Note: SFT was not done on this model, it cannot respond to questions 9/10 times.

Glint-1.3

⚠️ IMPORTANT NOTICE

This model is experimental. Glint-1.3 is a 982K parameter research model.

Performance characteristics: This model may occasionally output chuamliamce. If it does, try again. It is shy.

Not production-ready: This is a tiny neural network running on a prayer and a GPU.

Quick Stats

Stat	Value
Parameters	982,656 (under 1M 👍)
Training Tokens	100 Billion (FineWeb-Edu)
Hardware	RTX 5090
Context Window	256 tokens
Inference Speed	138,562.1925 tok/s
Vibe	Doing its best

What Is This?

Glint-1.3 is the first model in the CompactAI scaling-down plan.

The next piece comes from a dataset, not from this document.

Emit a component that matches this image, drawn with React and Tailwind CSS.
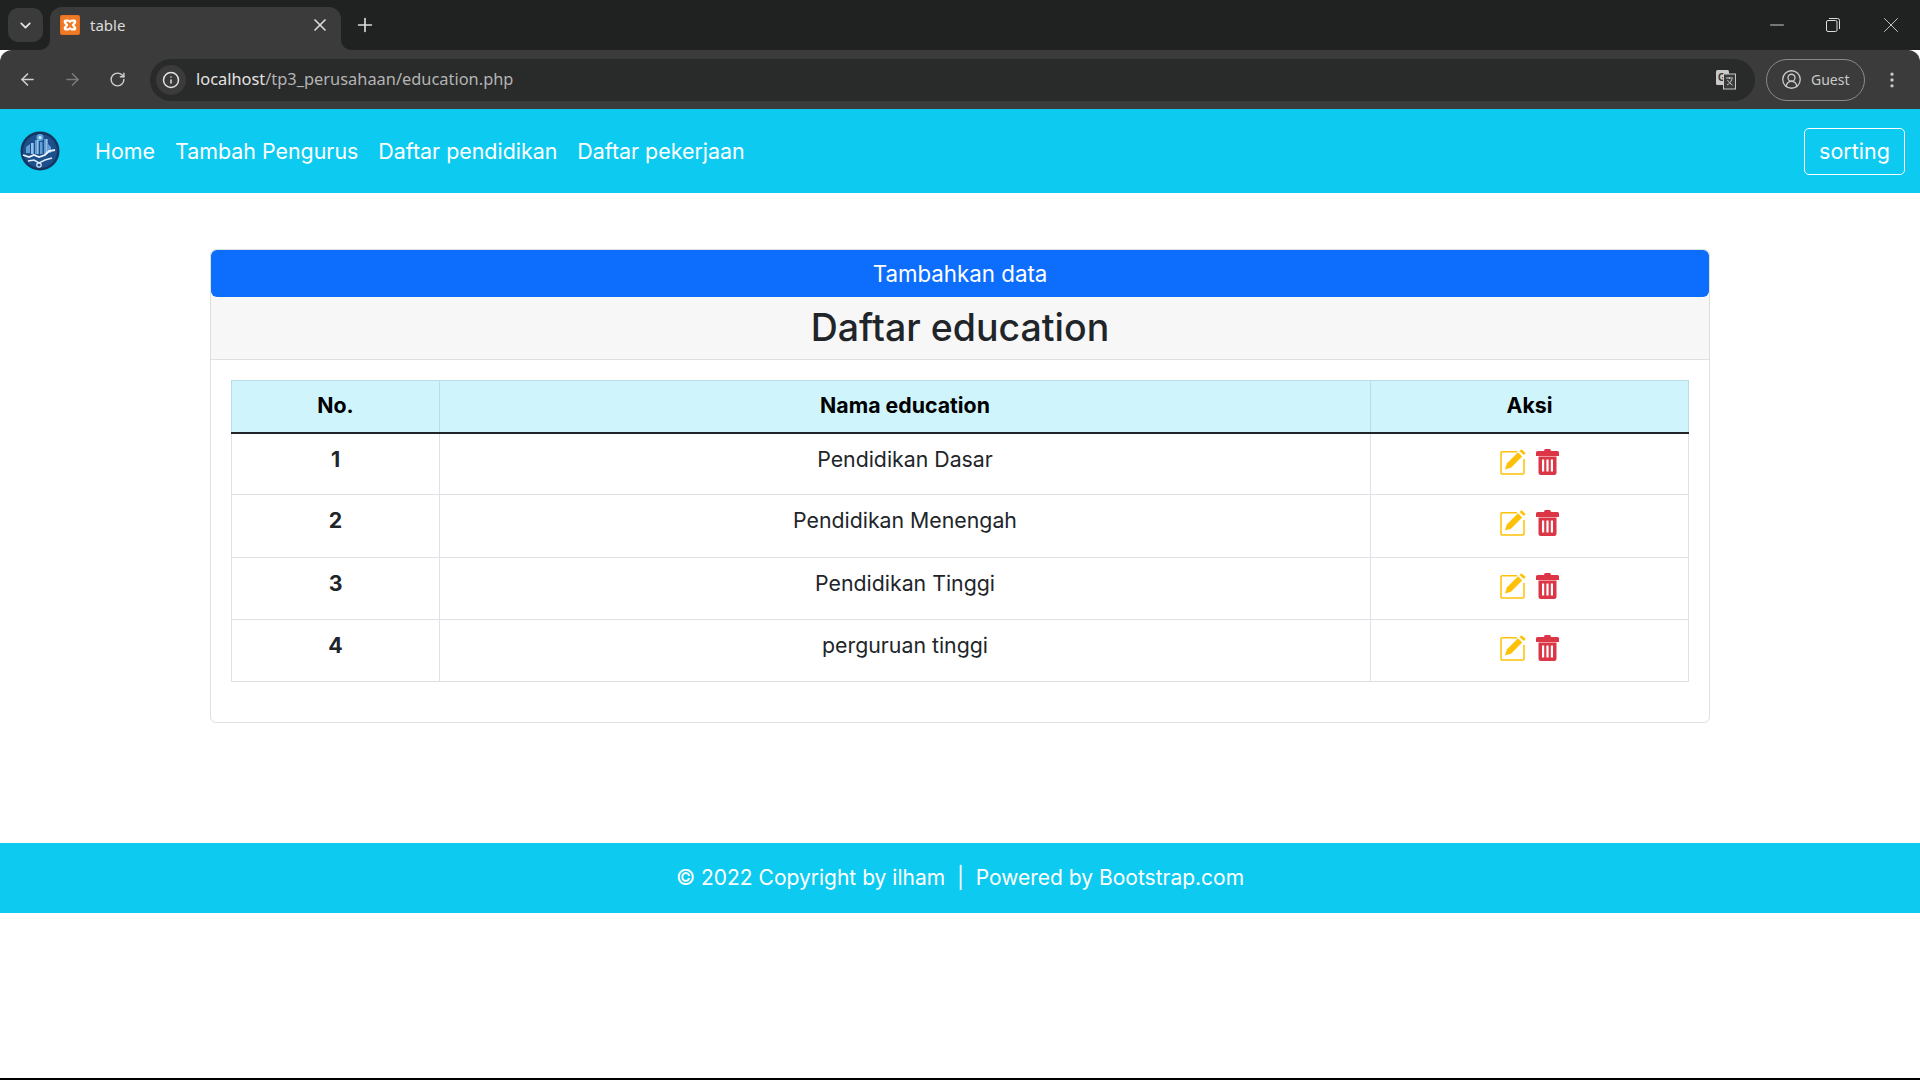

We spent months adding features, SPIN, DPO, sleep gates, retention, recurrent loops, LoRA, engrams. More parameters, more tricks, more complexity. And you know what? The features were hurting the models. The tiny models couldn't breathe. So we're doing the opposite now: scaling down. Strip everything. Pure Llama. See how far simplicity goes.

This is that experiment. ~1M params. No gimmicks. Just a transformer doing its best.

It runs at 138,000 tokens per second on an RTX 5090. Fun, but useless. lmao.

The Journey

The model improves monotonically over 95K training steps on 100B tokens, with Wikitext-2 cross-entropy loss dropping from 4.29 → 3.08. For a 1M parameter model, this is actually respectable.

Model Specifications

Parameter	Value
Architecture	Transformer Decoder (Llama-style)
Parameters	982,656
Hidden Dim	128
Layers	4
Attention Heads	4
KV Heads	4 (GQA)
MLP Intermediate	384 (SwiGLU)
Context Length	256 tokens
Vocab Size	500 (ByteLevel BPE)
Normalization	RMSNorm
Position Encoding	RoPE
Embeddings	Tied input/output

Benchmarks

All checkpoints evaluated on Wikitext-2, BLiMP (grammaticality), and ARC-Easy (science QA). Sliding-window log-prob scoring methodology from the CompactAI benchmark suite.

Per-Metric Standouts

Metric	Best Checkpoint	Score
Wikitext-2 CE Loss	Step 95,000	3.06
BLiMP Accuracy	Step 11,500	64.2%
ARC-Easy Accuracy	Step 55,500	32.5%

Merged Model (Model Soup)

Weight averaging the best checkpoints per benchmark via per-parameter-group SLERP produces a model that exceeds individual bests on certain metrics:

Model	WT Loss	BLiMP	ARC	Composite
Best Merged	3.148	68.7% 🏆	29.0%	1.391 🏆
Best WT (step 95367)	3.080	53.7%	25.0%	1.431
Best BLiMP (step 11500)	3.307	64.2%	22.5%	1.480
Best ARC (step 55500)	3.128	50.7%	32.5%	1.432

The merged model achieves superadditive BLiMP gains (+4.5% over the individual best checkpoint) through spherical interpolation of attention and MLP weights at different blend factors.

Training Details

Parameter	Value
Dataset	FineWeb-Edu (sample-10BT)
Batch Size	4,096 (gradient accumulation 1)
Sequence Length	256
Learning Rate	8e-4 (cosine decay, 200 step warmup)
Weight Decay	0.05
Max Grad Norm	0.5
Optimizer	AdamW (fused, β₁=0.9, β₂=0.95)
Precision	bfloat16
Hardware	NVIDIA RTX 5090 (throughout)
Training Time	~30 hours for 95K steps

Usage

infer

Limitations

Context window: 256 tokens severely limits long-range dependencies
Knowledge: Extremely limited world knowledge due to parameter constraints
Coherence: May lose track of topic after a few sentences
Repetition: Tends toward repetitive patterns at higher temperatures
Reliability: Not suitable for any production application
Purpose: Research, education, and architectural experimentation

Related Models

Glint-1.3 — 1M params, instruction-tuned, our other scaling-down experiment
Shard-1 — 54.5M params, Gemma-4 attention
TMLM-Haiku-2.3 — 1M params, 10B tokens, SPIN-optimized (pre-scaling-down era)

Citation

@misc{tinylm1m,
  author = {CompactAI},
  title  = {Glint-1.3: a 982K parameter Llama-style transformer},
  year   = {2026},
  publisher = {GitHub},
  url    = {https://github.com/CompactAI-O/TinyLM}
}

Built by CompactAI. Small models trying their best since 2026.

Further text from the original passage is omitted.